## [What is needed]
Count every line that has the word "this". Give the number, without anything more.
>> Begin
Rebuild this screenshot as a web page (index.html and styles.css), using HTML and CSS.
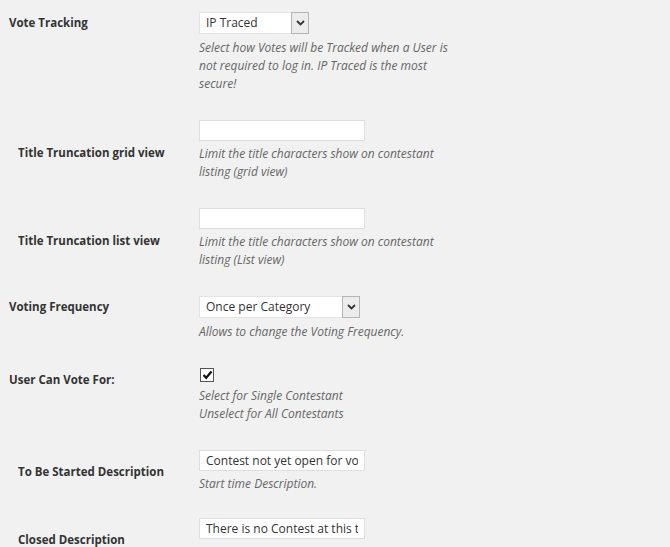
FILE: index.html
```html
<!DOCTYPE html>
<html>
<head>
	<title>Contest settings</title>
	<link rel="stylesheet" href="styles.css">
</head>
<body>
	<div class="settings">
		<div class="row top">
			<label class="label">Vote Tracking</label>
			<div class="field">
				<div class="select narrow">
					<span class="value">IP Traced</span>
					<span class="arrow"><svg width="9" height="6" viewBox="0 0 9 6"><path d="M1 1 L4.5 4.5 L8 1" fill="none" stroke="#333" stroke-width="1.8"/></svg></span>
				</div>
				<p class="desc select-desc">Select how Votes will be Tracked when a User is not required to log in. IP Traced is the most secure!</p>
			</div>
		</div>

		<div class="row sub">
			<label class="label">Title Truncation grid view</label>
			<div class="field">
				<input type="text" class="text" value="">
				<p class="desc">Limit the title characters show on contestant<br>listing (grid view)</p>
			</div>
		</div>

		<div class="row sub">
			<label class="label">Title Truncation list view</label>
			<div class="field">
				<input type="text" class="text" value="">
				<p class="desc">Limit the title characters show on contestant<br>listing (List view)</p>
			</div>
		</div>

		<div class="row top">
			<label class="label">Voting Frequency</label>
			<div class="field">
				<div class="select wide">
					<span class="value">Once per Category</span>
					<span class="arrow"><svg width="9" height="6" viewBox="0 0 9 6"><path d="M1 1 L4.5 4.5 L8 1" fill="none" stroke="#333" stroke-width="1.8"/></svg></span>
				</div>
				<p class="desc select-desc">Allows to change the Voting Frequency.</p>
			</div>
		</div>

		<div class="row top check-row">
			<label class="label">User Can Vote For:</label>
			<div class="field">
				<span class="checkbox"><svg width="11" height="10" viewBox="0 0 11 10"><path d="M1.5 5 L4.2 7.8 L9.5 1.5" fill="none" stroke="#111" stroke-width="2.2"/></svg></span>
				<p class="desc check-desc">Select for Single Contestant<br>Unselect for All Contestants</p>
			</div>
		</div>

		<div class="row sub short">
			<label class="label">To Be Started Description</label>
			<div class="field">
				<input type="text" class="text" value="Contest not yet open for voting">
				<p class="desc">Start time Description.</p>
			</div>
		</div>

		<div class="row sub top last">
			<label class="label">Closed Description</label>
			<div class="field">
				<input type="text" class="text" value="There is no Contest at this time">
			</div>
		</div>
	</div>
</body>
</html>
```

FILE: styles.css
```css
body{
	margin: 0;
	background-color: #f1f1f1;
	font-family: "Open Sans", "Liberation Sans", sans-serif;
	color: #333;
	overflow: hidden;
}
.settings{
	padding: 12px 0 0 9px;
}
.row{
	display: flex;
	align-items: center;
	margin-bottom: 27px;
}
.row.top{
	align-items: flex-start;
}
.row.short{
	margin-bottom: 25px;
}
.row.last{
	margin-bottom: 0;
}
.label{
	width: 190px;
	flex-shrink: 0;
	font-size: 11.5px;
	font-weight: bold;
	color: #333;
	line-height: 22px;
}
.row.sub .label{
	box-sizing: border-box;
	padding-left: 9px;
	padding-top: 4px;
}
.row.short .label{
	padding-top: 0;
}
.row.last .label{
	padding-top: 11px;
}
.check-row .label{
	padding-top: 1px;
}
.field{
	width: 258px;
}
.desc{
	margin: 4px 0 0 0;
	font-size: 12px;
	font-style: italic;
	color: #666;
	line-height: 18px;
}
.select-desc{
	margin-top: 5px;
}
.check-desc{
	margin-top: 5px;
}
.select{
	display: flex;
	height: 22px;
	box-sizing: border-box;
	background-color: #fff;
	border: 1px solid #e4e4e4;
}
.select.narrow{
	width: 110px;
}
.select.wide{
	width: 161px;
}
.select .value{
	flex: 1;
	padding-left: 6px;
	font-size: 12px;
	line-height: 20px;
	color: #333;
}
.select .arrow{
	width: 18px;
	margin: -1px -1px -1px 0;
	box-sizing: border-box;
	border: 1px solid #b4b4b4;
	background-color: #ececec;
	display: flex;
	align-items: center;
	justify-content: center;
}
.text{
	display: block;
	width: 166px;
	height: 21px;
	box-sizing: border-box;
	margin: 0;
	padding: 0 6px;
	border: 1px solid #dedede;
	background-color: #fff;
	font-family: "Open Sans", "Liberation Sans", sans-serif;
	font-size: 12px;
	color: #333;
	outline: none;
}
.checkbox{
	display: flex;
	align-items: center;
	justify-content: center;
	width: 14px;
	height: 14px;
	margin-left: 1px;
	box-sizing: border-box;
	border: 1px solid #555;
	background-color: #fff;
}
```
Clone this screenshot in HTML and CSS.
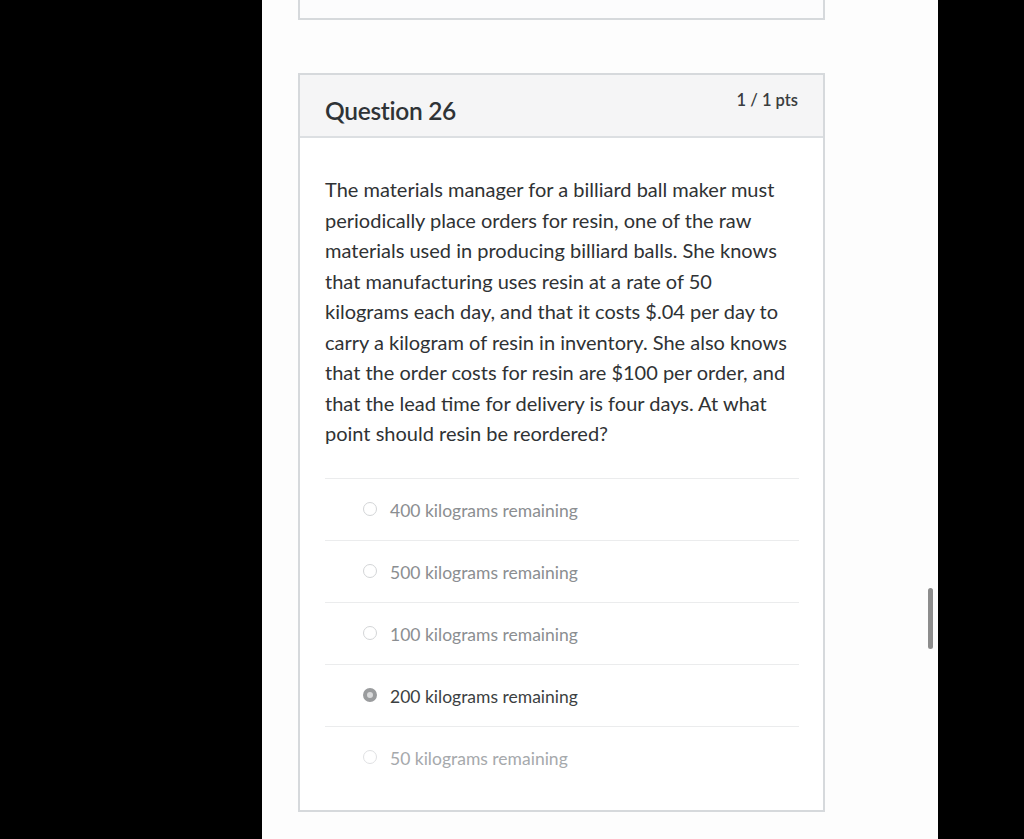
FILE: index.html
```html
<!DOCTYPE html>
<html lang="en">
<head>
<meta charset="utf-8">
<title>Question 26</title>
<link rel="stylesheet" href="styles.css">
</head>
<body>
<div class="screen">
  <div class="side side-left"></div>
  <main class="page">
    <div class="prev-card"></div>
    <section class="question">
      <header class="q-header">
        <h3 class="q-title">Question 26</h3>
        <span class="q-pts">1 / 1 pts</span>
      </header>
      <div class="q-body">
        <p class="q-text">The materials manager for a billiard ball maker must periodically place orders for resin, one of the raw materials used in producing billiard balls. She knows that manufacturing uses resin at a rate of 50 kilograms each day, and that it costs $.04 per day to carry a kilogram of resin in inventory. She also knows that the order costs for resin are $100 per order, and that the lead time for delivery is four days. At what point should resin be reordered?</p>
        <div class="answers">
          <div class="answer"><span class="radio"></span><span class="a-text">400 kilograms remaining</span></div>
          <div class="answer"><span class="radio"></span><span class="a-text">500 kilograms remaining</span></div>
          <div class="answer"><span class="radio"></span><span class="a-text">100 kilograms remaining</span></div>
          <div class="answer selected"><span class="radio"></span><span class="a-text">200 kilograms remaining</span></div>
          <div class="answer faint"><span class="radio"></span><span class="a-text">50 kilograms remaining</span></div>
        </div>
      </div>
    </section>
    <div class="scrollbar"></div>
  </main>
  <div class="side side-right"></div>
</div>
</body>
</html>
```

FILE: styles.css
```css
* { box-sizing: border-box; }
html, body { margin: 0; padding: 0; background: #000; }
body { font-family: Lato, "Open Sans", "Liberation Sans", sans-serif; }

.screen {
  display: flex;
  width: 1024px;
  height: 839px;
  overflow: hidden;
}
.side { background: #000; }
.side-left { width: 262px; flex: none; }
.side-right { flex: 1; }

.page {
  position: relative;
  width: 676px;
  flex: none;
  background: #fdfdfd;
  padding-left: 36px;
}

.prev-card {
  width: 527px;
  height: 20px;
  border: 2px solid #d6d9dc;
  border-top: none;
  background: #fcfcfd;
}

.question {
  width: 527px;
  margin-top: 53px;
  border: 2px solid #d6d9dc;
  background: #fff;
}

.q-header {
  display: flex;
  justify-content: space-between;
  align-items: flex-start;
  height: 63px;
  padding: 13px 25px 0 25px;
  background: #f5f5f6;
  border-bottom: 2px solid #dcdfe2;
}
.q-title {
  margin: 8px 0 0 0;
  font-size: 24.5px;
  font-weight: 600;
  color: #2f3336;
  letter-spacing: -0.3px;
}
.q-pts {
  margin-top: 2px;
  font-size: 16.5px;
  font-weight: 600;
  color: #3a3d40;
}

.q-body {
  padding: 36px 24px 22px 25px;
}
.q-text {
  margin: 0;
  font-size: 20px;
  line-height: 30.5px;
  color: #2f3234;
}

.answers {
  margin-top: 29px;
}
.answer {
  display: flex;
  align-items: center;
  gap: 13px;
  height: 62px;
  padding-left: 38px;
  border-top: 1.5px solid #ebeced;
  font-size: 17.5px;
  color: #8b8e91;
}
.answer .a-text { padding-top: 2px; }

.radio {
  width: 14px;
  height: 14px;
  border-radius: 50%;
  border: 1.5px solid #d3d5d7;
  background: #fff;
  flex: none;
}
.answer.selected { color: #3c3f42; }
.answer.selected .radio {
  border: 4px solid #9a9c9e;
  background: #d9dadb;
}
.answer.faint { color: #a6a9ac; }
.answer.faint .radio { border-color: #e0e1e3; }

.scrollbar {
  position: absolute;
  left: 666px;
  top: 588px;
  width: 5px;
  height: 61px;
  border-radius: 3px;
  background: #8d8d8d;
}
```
>> End
## [Reply]
3